Sul punto relativo al nesso di casualità tra spesa sostenuta e disponibilità finanziarie si è pronunciata di recente la Corte di Cassazione con la sentenza n. 6396/2014, precisando che l’art.38 del D.P.R. 600/1973 “non impone affatto la dimostrazione dettagliata dell’impiego delle somme per la produzione degli acquisti o per le spese di incremento, semmai richiedendo al contribuente di vincere la presunzione – semplice o legale che sia – che il reddito dichiarato non sia stato sufficiente per realizzare gli acquisti e gli incrementi. Il che, a ben considerare, significa che nessun’altra prova deve dare la parte contribuente circa l’effettiva destinazione del reddito esente o sottoposto a tassazione separata agli incrementi patrimoniali se non la dimostrazione dell’esistenza di tali redditi”.

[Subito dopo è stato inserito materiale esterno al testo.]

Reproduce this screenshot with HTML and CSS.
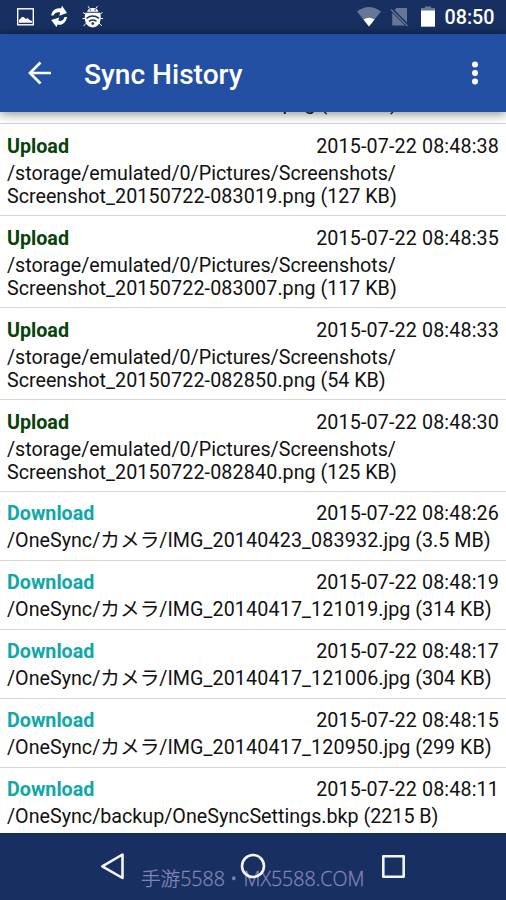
FILE: index.html
```html
<!DOCTYPE html>
<html lang="en">
<head>
<meta charset="utf-8">
<title>Sync History</title>
<link rel="stylesheet" href="styles.css">
</head>
<body>
<div class="screen">
  <div class="status">
    <svg class="status-left" width="120" height="34" viewBox="0 0 120 34">
      <rect x="17.700" y="8.800" width="15.600" height="16" fill="none" stroke="#fff" stroke-width="1.400"/>
      <path d="M19 22.800v-2.800l3-3 1.500 0 2.500 2 1.500-1 2 2 2.500 1V22.800z" fill="#fff"/>
      <path d="M51.200 15.500C52 10.500 56 7.500 61 8.500L62 5.800 67 13 59.300 15.700 60.300 12.600C57.500 11.600 55 12.500 53.500 15.500zM67 17C66 22.800 62 25.800 57.500 24.500L56.500 27.200 51.200 20 59.300 17.500 58.300 20.500C61 21.800 63.500 20 64.600 16.900z" fill="#fff"/>
      <path d="M87.200 11.800c.3-5.200 10.800-5.200 11.100 0z" fill="#fff"/>
      <path d="M89.500 8.500l-1.400-2.300M96 8.500l1.400-2.300M86 14.500l-3-2M99.500 14.500l3-2M85 18.500h-2.500M100.500 18.500h2.500M86.500 23l-3 3M99 23l3 3" stroke="#fff" stroke-width="1" fill="none"/>
      <path d="M85.500 12.800h14.500c2.200 6.500-.3 14.600-7.250 14.600s-9.450-8.100-7.250-14.600z" fill="#fff"/>
      <path d="M86.500 18.300q6.250-4.400 12.500 0M89 21.300q3.750-2.600 7.500 0" stroke="#173061" stroke-width="1.500" fill="none"/>
      <circle cx="92.750" cy="23.600" r="1.300" fill="#173061"/>
      <circle cx="90.300" cy="10" r=".8" fill="#173061"/><circle cx="95.200" cy="10" r=".8" fill="#173061"/>
    </svg>
    <svg class="status-right" width="90" height="34" viewBox="350 0 90 34">
      <path d="M357 11.500Q369 2.500 381 11.500L369 26.500z" fill="#667694"/>
      <path d="M363.500 19.600Q369 16 374.500 19.600L369 26.500z" fill="#fff"/>
      <path d="M396.500 8H407v14.500L394.500 10zM392.200 12.700L405 25.500H392.200z" fill="#667694"/>
      <path d="M391 9.500L407.500 26" stroke="#667694" stroke-width="1.500"/>
      <path d="M421 11V8h3.800V6.500h6.400V8H435v3z" fill="#667694"/>
      <path d="M421 10.500h14V26.700h-14z" fill="#fff"/>
    </svg>
    <span class="clock">08:50</span>
  </div>
  <header class="appbar">
    <svg class="back" width="24" height="24" viewBox="0 0 24 24"><path d="M12.500 1.500L2 12 12.500 22.500M2.200 12H23" fill="none" stroke="#fff" stroke-width="2.700"/></svg>
    <h1>Sync History</h1>
    <svg class="more" width="8" height="24" viewBox="0 0 8 24" fill="#fff"><circle cx="4" cy="3.500" r="3"/><circle cx="4" cy="12" r="3"/><circle cx="4" cy="20.500" r="3"/></svg>
  </header>
  <main class="list">
    <div class="rows">
      <article class="row partial"><p>Screenshot<span class="num">_20150722-083030</span>.png (120 KB)</p></article>
      <article class="row up"><div class="head"><b>Upload</b><time class="num">2015-07-22 08:48:38</time></div><p>/storage/emulated/0/Pictures/Screenshots/<br>Screenshot<span class="num">_20150722-083019</span>.png (127 KB)</p></article>
      <article class="row up"><div class="head"><b>Upload</b><time class="num">2015-07-22 08:48:35</time></div><p>/storage/emulated/0/Pictures/Screenshots/<br>Screenshot<span class="num">_20150722-083007</span>.png (117 KB)</p></article>
      <article class="row up"><div class="head"><b>Upload</b><time class="num">2015-07-22 08:48:33</time></div><p>/storage/emulated/0/Pictures/Screenshots/<br>Screenshot<span class="num">_20150722-082850</span>.png (54 KB)</p></article>
      <article class="row up"><div class="head"><b>Upload</b><time class="num">2015-07-22 08:48:30</time></div><p>/storage/emulated/0/Pictures/Screenshots/<br>Screenshot<span class="num">_20150722-082840</span>.png (125 KB)</p></article>
      <article class="row down"><div class="head"><b>Download</b><time class="num">2015-07-22 08:48:26</time></div><p>/OneSync/<span lang="ja">カメラ</span>/IMG<span class="num">_20140423_083932</span>.jpg (3.5 MB)</p></article>
      <article class="row down"><div class="head"><b>Download</b><time class="num">2015-07-22 08:48:19</time></div><p>/OneSync/<span lang="ja">カメラ</span>/IMG<span class="num">_20140417_121019</span>.jpg (314 KB)</p></article>
      <article class="row down"><div class="head"><b>Download</b><time class="num">2015-07-22 08:48:17</time></div><p>/OneSync/<span lang="ja">カメラ</span>/IMG<span class="num">_20140417_121006</span>.jpg (304 KB)</p></article>
      <article class="row down"><div class="head"><b>Download</b><time class="num">2015-07-22 08:48:15</time></div><p>/OneSync/<span lang="ja">カメラ</span>/IMG<span class="num">_20140417_120950</span>.jpg (299 KB)</p></article>
      <article class="row down"><div class="head"><b>Download</b><time class="num">2015-07-22 08:48:11</time></div><p>/OneSync/backup/OneSyncSettings.bkp (2215 B)</p></article>
    </div>
  </main>
  <nav class="navbar">
    <svg width="506" height="67" viewBox="0 833 506 67" fill="none" stroke="#f4f4f8" stroke-width="2.600" stroke-linejoin="round">
      <path d="M102.300 866.300L122.500 854.500V878z"/>
      <circle cx="253" cy="866" r="11"/>
      <rect x="383.300" y="856.300" width="20.400" height="20.400"/>
    </svg>
    <span class="mark">手游5588 • <span class="site">MX5588.COM</span></span>
  </nav>
</div>
</body>
</html>
```

FILE: styles.css
```css
body {
  margin: 0;
  background: #fff;
  font-family: Roboto, "Noto Sans CJK JP", sans-serif;
  color: #111;
}
.screen {
  display: flex;
  flex-direction: column;
  width: 506px;
  height: 900px;
  overflow: hidden;
}
.status {
  display: flex;
  flex: 0 0 34px;
  height: 34px;
  min-height: 0;
  background: linear-gradient(#173061 29px, #142a56);
}
.status-right {
  margin-left: auto;
}
.clock {
  width: 66px;
  height: 34px;
  box-sizing: border-box;
  padding: 2px 0 0 4.5px;
  font-size: 19.7px;
  font-weight: 500;
  line-height: 32px;
  color: #fff;
}
.appbar {
  display: flex;
  align-items: center;
  flex: 0 0 78px;
  box-sizing: border-box;
  padding: 0 27px 0 28px;
  background: #2350a3;
  box-shadow: 0 2px 10px rgba(0, 0, 0, .45);
  z-index: 1;
}
.appbar h1 {
  flex: 1;
  margin: 4px 0 0 32px;
  font-size: 28.1px;
  font-weight: 500;
  line-height: 34px;
  color: #fff;
}
.list {
  flex: 1;
  min-height: 0;
  overflow: hidden;
}
.rows {
  margin-top: -24px;
}
.row {
  box-sizing: border-box;
  padding: 11px 7px 0;
  border-bottom: 1px solid #d6d6d6;
  font-size: 19.7px;
  line-height: 23px;
}
.partial {
  height: 36px;
  padding-top: 4px;
}
.up {
  height: 92px;
}
.down {
  height: 69px;
  padding-top: 10px;
}
.head {
  display: flex;
  justify-content: space-between;
}
.head b {
  font-weight: 700;
}
.up b {
  color: #07430a;
}
.down b {
  color: #0fa8a8;
}
.row p {
  margin: 4px 0 0;
  white-space: nowrap;
}
.partial p {
  margin: 0;
}
.num {
  letter-spacing: .14px;
  white-space: nowrap;
}
.navbar {
  position: relative;
  flex: 0 0 67px;
  background: #173061;
}
.navbar svg {
  position: relative;
  z-index: 1;
  display: block;
}
.mark {
  position: absolute;
  left: 141px;
  top: 32px;
  font-family: "Open Sans", "Noto Sans CJK SC", sans-serif;
  font-size: 19.6px;
  font-weight: 300;
  line-height: 28px;
  color: #8583b5;
  -webkit-text-stroke: .3px #8583b5;
  white-space: nowrap;
}
.site {
  margin-left: 1px;
}
```
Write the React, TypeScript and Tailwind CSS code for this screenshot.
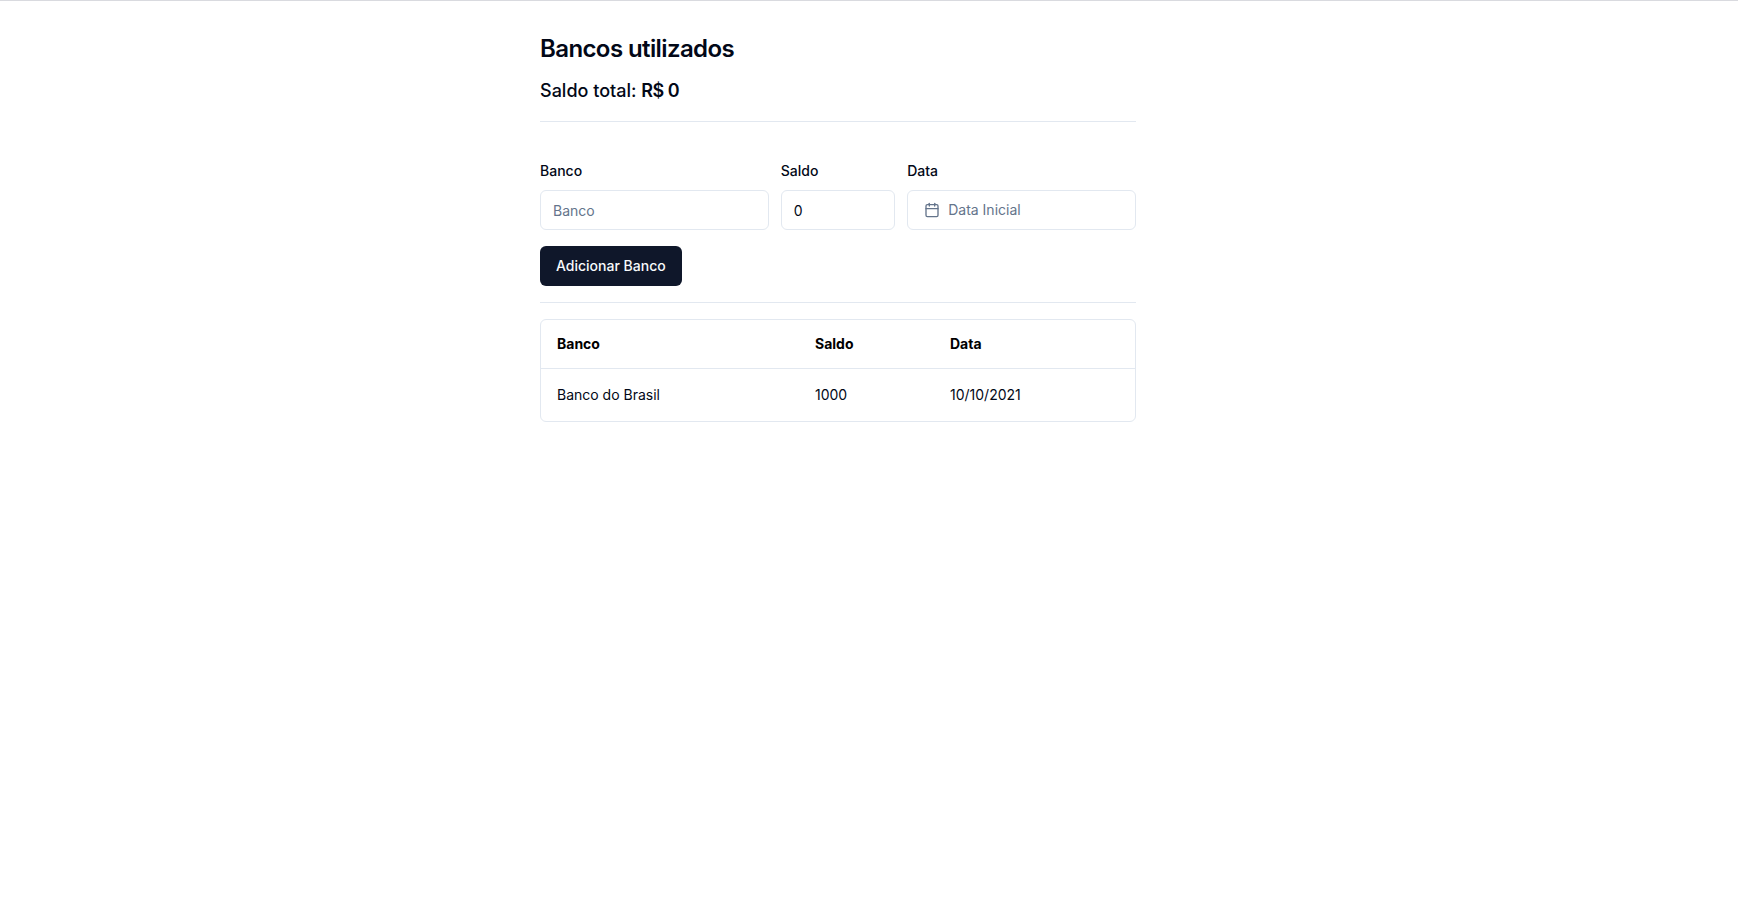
import { useState } from "react";
import { Calendar } from "lucide-react";

interface Bank {
  name: string;
  balance: number;
  date: string;
}

const banks: Bank[] = [{ name: "Banco do Brasil", balance: 1000, date: "10/10/2021" }];

const inputClass =
  "h-10 w-full rounded-md border border-[#e2e8f0] bg-white px-3 py-2 text-sm placeholder:text-[#64748b]";
const labelClass = "text-sm leading-none font-medium";

function BankForm() {
  const [name, setName] = useState("");
  const [balance, setBalance] = useState("0");

  return (
    <form className="mt-[42px]" onSubmit={(event) => event.preventDefault()}>
      <div className="grid grid-cols-[2fr_1fr_2fr] gap-3">
        <div className="flex min-w-0 flex-col gap-3">
          <label htmlFor="bank" className={labelClass}>
            Banco
          </label>
          <input
            id="bank"
            className={inputClass}
            placeholder="Banco"
            value={name}
            onChange={(event) => setName(event.target.value)}
          />
        </div>
        <div className="flex min-w-0 flex-col gap-3">
          <label htmlFor="balance" className={labelClass}>
            Saldo
          </label>
          <input
            id="balance"
            className={inputClass}
            inputMode="decimal"
            value={balance}
            onChange={(event) => setBalance(event.target.value)}
          />
        </div>
        <div className="flex min-w-0 flex-col gap-3">
          <label htmlFor="date" className={labelClass}>
            Data
          </label>
          <button
            id="date"
            type="button"
            className="flex h-10 w-full items-center gap-2 rounded-md border border-[#e2e8f0] bg-white px-4 text-sm text-[#64748b]"
          >
            <Calendar className="size-4" aria-hidden="true" />
            Data Inicial
          </button>
        </div>
      </div>
      <button
        type="submit"
        className="mt-4 h-10 rounded-md bg-[#0f172a] px-4 text-sm font-medium text-[#f8fafc]"
      >
        Adicionar Banco
      </button>
    </form>
  );
}

function BankTable() {
  return (
    <div className="mt-4 overflow-hidden rounded-md border border-[#e2e8f0]">
      <table className="w-full table-fixed text-left text-sm">
        <thead>
          <tr className="h-12 border-b border-[#e2e8f0] text-black">
            <th className="w-[258px] px-4 font-bold">Banco</th>
            <th className="w-[135px] px-4 font-bold">Saldo</th>
            <th className="px-4 font-bold">Data</th>
          </tr>
        </thead>
        <tbody>
          {banks.map((bank) => (
            <tr key={bank.name}>
              <td className="p-4">{bank.name}</td>
              <td className="p-4">{bank.balance}</td>
              <td className="p-4">{bank.date}</td>
            </tr>
          ))}
        </tbody>
      </table>
    </div>
  );
}

export default function App() {
  return (
    <div className="min-h-screen border-t border-[#d9dadf] bg-white pr-[62px] font-['Inter',sans-serif] text-[#020817]">
      <main className="mx-auto max-w-[596px] pt-8 pb-8">
        <h1 className="text-2xl font-semibold tracking-tight">Bancos utilizados</h1>
        <p className="mt-3 text-lg font-medium">
          Saldo total: <strong className="font-semibold tracking-tight">R$ 0</strong>
        </p>
        <hr className="mt-4 border-[#e2e8f0]" />
        <BankForm />
        <hr className="mt-4 border-[#e2e8f0]" />
        <BankTable />
      </main>
    </div>
  );
}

Concludendo, in base alla normativa vigente e agli orientamenti giurisprudenziali, l’onere della prova relativo al nesso di casualità tra l’utilizzo delle disponibilità finanziarie effettivamente legate a determinati incrementi patrimoniali e/o a spese sostenute, sembra ormai superato, con la conseguenza che rimane a carico del contribuente l’onere di provare l’esistenza di redditi esenti o già tassati e quindi legittimamente non riportati nella dichiarazione dei redditi.